──────── THE RECORDS ────────
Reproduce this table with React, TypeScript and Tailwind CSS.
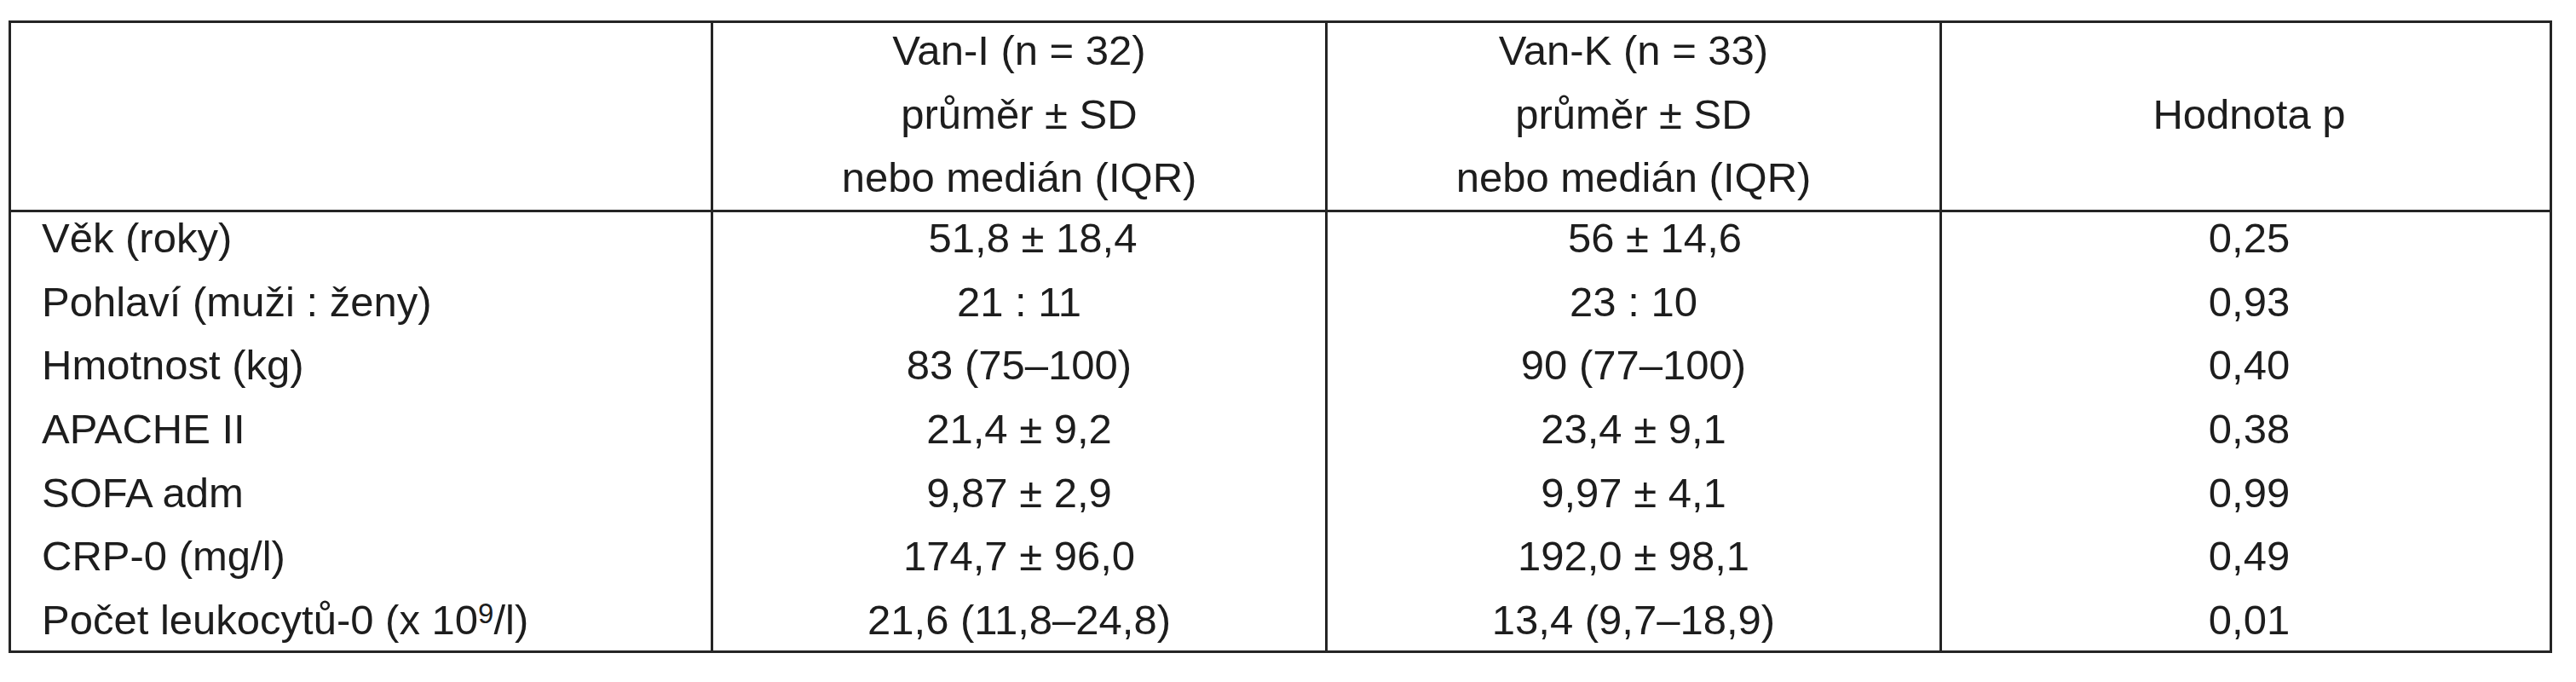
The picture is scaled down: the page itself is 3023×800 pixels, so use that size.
import React from 'react';

type Row = {
  label: React.ReactNode;
  vanI: string;
  vanK: string;
  p: string;
  shiftI?: string;
  shiftK?: string;
};

const rows: Row[] = [
  { label: 'Věk (roky)', vanI: '51,8 ± 18,4', vanK: '56 ± 14,6', p: '0,25', shiftI: 'pl-[32px]', shiftK: 'pl-[50px]' },
  { label: 'Pohlaví (muži : ženy)', vanI: '21 : 11', vanK: '23 : 10', p: '0,93' },
  { label: 'Hmotnost (kg)', vanI: '83 (75–100)', vanK: '90 (77–100)', p: '0,40' },
  { label: 'APACHE II', vanI: '21,4 ± 9,2', vanK: '23,4 ± 9,1', p: '0,38' },
  { label: 'SOFA adm', vanI: '9,87 ± 2,9', vanK: '9,97 ± 4,1', p: '0,99' },
  { label: 'CRP-0 (mg/l)', vanI: '174,7 ± 96,0', vanK: '192,0 ± 98,1', p: '0,49' },
  {
    label: (
      <>
        Počet leukocytů-0 (x 10
        <sup className="relative top-[-13px] align-baseline text-[33px] leading-none">9</sup>
        /l)
      </>
    ),
    vanI: '21,6 (11,8–24,8)',
    vanK: '13,4 (9,7–18,9)',
    p: '0,01',
  },
];

const line = 'h-[74.67px] leading-[74.67px] whitespace-nowrap';

const GroupHeader: React.FC<{ name: string }> = ({ name }) => (
  <div className="-mt-[5px] flex flex-col items-center">
    <div className={line}>{name}</div>
    <div className={line}>průměr ± SD</div>
    <div className={line}>nebo medián (IQR)</div>
  </div>
);

const App: React.FC = () => {
  return (
    <div
      className="w-[3023px] h-[800px] bg-white pt-[24px] pl-[10px] text-[49px] text-[#1d1d1d]"
      style={{ fontFamily: '"Liberation Sans", Arial, sans-serif' }}
    >
      <div className="w-[2985px] border-[3px] border-[#252525]">
        {/* Header */}
        <div className="grid grid-cols-[824px_721px_721px_713px] h-[222px] border-b-[3px] border-[#252525]">
          <div className="border-r-[3px] border-[#252525]" />
          <div className="border-r-[3px] border-[#252525]">
            <GroupHeader name="Van-I (n = 32)" />
          </div>
          <div className="border-r-[3px] border-[#252525]">
            <GroupHeader name="Van-K (n = 33)" />
          </div>
          <div className="-mt-[5px] flex flex-col items-center pl-[8px]">
            <div className={line} />
            <div className={line}>Hodnota p</div>
          </div>
        </div>

        {/* Body */}
        <div className="grid grid-cols-[824px_721px_721px_713px] h-[514px]">
          <div className="border-r-[3px] border-[#252525] pl-[36px]">
            <div className="-mt-[7px] flex flex-col">
              {rows.map((r, i) => (
                <div key={i} className={line}>
                  {r.label}
                </div>
              ))}
            </div>
          </div>
          <div className="border-r-[3px] border-[#252525]">
            <div className="-mt-[7px] flex flex-col items-center">
              {rows.map((r, i) => (
                <div key={i} className={`${line} ${r.shiftI ?? ''}`}>
                  {r.vanI}
                </div>
              ))}
            </div>
          </div>
          <div className="border-r-[3px] border-[#252525]">
            <div className="-mt-[7px] flex flex-col items-center">
              {rows.map((r, i) => (
                <div key={i} className={`${line} ${r.shiftK ?? ''}`}>
                  {r.vanK}
                </div>
              ))}
            </div>
          </div>
          <div>
            <div className="-mt-[7px] flex flex-col items-center pl-[8px]">
              {rows.map((r, i) => (
                <div key={i} className={line}>
                  {r.p}
                </div>
              ))}
            </div>
          </div>
        </div>
      </div>
    </div>
  );
};

export default App;
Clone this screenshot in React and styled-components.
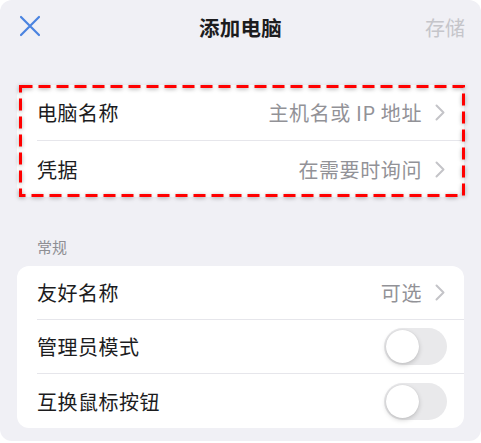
import React from "react";
import styled, { createGlobalStyle } from "styled-components";

const GlobalStyle = createGlobalStyle`
  html, body {
    margin: 0;
    padding: 0;
    background: #ffffff;
  }
  body {
    font-family: "Noto Sans CJK SC", "Noto Sans", "Liberation Sans", sans-serif;
  }
`;

const generalRows = [
  { label: "友好名称", value: "可选", type: "link" },
  { label: "管理员模式", type: "toggle" },
  { label: "互换鼠标按钮", type: "toggle" },
];

const App = () => {
  return (
    <>
      <GlobalStyle />
      <Screen>
        <Header>
          <CloseButton aria-label="关闭">
            <svg width="22" height="22" viewBox="0 0 22 22">
              <path
                d="M2 2 L20 20 M20 2 L2 20"
                stroke="#4a83e0"
                strokeWidth="2.2"
                strokeLinecap="round"
              />
            </svg>
          </CloseButton>
          <Title>添加电脑</Title>
          <SaveButton>存储</SaveButton>
        </Header>

        <Card $highlight>
          <Row>
            <Label>电脑名称</Label>
            <Value>主机名或 IP 地址</Value>
            <Chevron />
          </Row>
          <Row $last>
            <Label>凭据</Label>
            <Value>在需要时询问</Value>
            <Chevron />
          </Row>
          <Highlight>
            <svg width="100%" height="100%">
              <rect
                x="1.5"
                y="1.5"
                width="calc(100% - 3px)"
                height="calc(100% - 3px)"
                fill="none"
                stroke="#ff0000"
                strokeWidth="3"
                strokeDasharray="12 6"
              />
            </svg>
          </Highlight>
        </Card>

        <SectionTitle>常规</SectionTitle>

        <Card>
          {generalRows.map((row, i) => (
            <Row key={row.label} $small $last={i === generalRows.length - 1}>
              <Label>{row.label}</Label>
              {row.type === "link" ? (
                <>
                  <Value>{row.value}</Value>
                  <Chevron />
                </>
              ) : (
                <Toggle>
                  <Knob />
                </Toggle>
              )}
            </Row>
          ))}
        </Card>
      </Screen>
    </>
  );
};

const Chevron = () => (
  <ChevronIcon width="10" height="17" viewBox="0 0 10 17">
    <path
      d="M1.5 1.5 L8.5 8.5 L1.5 15.5"
      fill="none"
      stroke="#c4c4c8"
      strokeWidth="2"
      strokeLinecap="round"
      strokeLinejoin="round"
    />
  </ChevronIcon>
);

const Screen = styled.div`
  width: 481px;
  height: 441px;
  background: #f0f0f5;
  border-radius: 12px;
  box-sizing: border-box;
  padding: 0 17px;
  overflow: hidden;
`;

const Header = styled.div`
  height: 54px;
  display: grid;
  grid-template-columns: 1fr auto 1fr;
  align-items: center;
  margin: 0 -1px;
`;

const CloseButton = styled.div`
  display: flex;
  align-items: center;
  justify-self: start;
  padding-left: 3px;
  margin-top: -2px;
`;

const Title = styled.div`
  font-size: 20.5px;
  font-weight: 600;
  color: #1c1c1e;
  letter-spacing: 0.3px;
`;

const SaveButton = styled.div`
  justify-self: end;
  font-size: 20px;
  color: #c5c5ca;
`;

const Card = styled.div`
  position: relative;
  background: #ffffff;
  border-radius: 12px;
  margin-top: ${(p) => (p.$highlight ? "31px" : "0")};
  padding-left: 20px;
`;

const Highlight = styled.div`
  position: absolute;
  top: 0;
  bottom: 0;
  left: 2px;
  right: -1px;
  pointer-events: none;
  filter: drop-shadow(0 1px 2px rgba(0, 0, 0, 0.35));

  svg {
    display: block;
  }
`;

const Row = styled.div`
  display: flex;
  align-items: center;
  height: ${(p) => (p.$small ? "54px" : "56px")};
  padding-right: 19px;
  border-bottom: ${(p) => (p.$last ? "none" : "1px solid #e6e6eb")};
  box-sizing: border-box;
`;

const Label = styled.div`
  flex: 1;
  font-size: 20px;
  color: #1c1c1e;
  letter-spacing: 0.5px;
`;

const Value = styled.div`
  font-size: 20px;
  color: #929297;
  letter-spacing: 0.6px;
`;

const ChevronIcon = styled.svg`
  margin-left: 13px;
  flex-shrink: 0;
`;

const SectionTitle = styled.div`
  font-size: 15px;
  color: #8e8e93;
  padding-left: 20px;
  margin-top: 40px;
  margin-bottom: 9px;
  line-height: 20px;
`;

const Toggle = styled.div`
  width: 63px;
  height: 37px;
  border-radius: 19px;
  background: #e9e9eb;
  display: flex;
  align-items: center;
  padding: 2px;
  box-sizing: border-box;
  margin-right: -2px;
`;

const Knob = styled.div`
  width: 33px;
  height: 33px;
  border-radius: 50%;
  background: #ffffff;
  box-shadow: 0 2px 5px rgba(0, 0, 0, 0.18), 0 0 1px rgba(0, 0, 0, 0.12);
`;

export default App;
────────
### GIVEN TASK:
Output nothing but the number of lines in the data containing the string "components".

### EXPECTED ANSWER:
2